After 27 minutes at Old Trafford, we got our first fix of the night. A pass along the right flank instantly attracted Kylian Mbappe and, in turn, his marker Victor Lindelof. The angle of Mbappe’s approach to collect the ball as it span down the line gave a heavy clue about what was about to happen, and you suspected that Lindelof had worked it out too.
Mbappe sent the ball 10 yards in front of him, like the mechanical hare being set off before the start of a greyhound race, and thoughts suddenly turned to Gareth Bale’s scorching 2014 Copa del Rey humiliation of Marc Bartra. Like Bale, the sheer force of acceleration briefly sent Mbappe the wrong side of the touchline and – for one quaint moment – he, Lindelof and the galloping, yellow-socked assistant referee Alessandro Costanzo were neck and neck. Not for long.

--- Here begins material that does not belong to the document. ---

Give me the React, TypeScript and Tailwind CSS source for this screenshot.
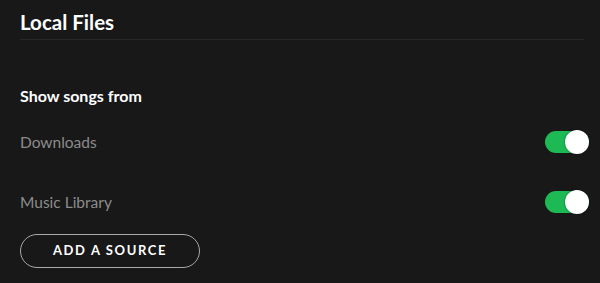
import React from "react";

function Toggle() {
  return (
    <div className="relative h-[22px] w-[44px] rounded-full bg-[#1db954]">
      <div className="absolute right-0 top-1/2 h-[24px] w-[24px] -translate-y-1/2 rounded-full bg-white shadow-[0_0_2px_rgba(0,0,0,0.5)]" />
    </div>
  );
}

export default function App() {
  return (
    <div className="h-[283px] w-[600px] overflow-hidden bg-[#181818] pl-5 pr-[11px] font-['Lato',sans-serif]">
      <div className="mr-[5px] h-[40px] border-b border-[#282828] pt-[10px]">
        <h1 className="text-[20.5px] font-bold leading-[24px] text-white">Local Files</h1>
      </div>
      <div className="mt-[47px] text-[16px] font-bold leading-[18px] text-white">Show songs from</div>
      <div className="mt-[7px] flex h-[60px] items-center justify-between">
        <span className="text-[15.5px] leading-[24px] text-[#8c8c8c]">Downloads</span>
        <Toggle />
      </div>
      <div className="flex h-[60px] items-center justify-between">
        <span className="text-[15.5px] leading-[24px] text-[#8c8c8c]">Music Library</span>
        <Toggle />
      </div>
      <button className="mt-[2px] flex h-[34px] w-[180px] items-center justify-center rounded-full border-[1.5px] border-[#a8a8a8] text-[13px] font-bold tracking-[1.6px] text-white">
        ADD A SOURCE
      </button>
    </div>
  );
}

The increasingly labyrinthine tactics and counter-tactics of modern football are designed to find an edge, to outnumber the opponent in key areas, and yet they still often revolve around pace: who has it, who doesn’t and how to mitigate against either of those things. With Neymar and Edinson Cavani absent, Mbappe was the headline entry in the pre-match “key battles” sidebars, and even there Lindelof’s name looked terrified by the prospect.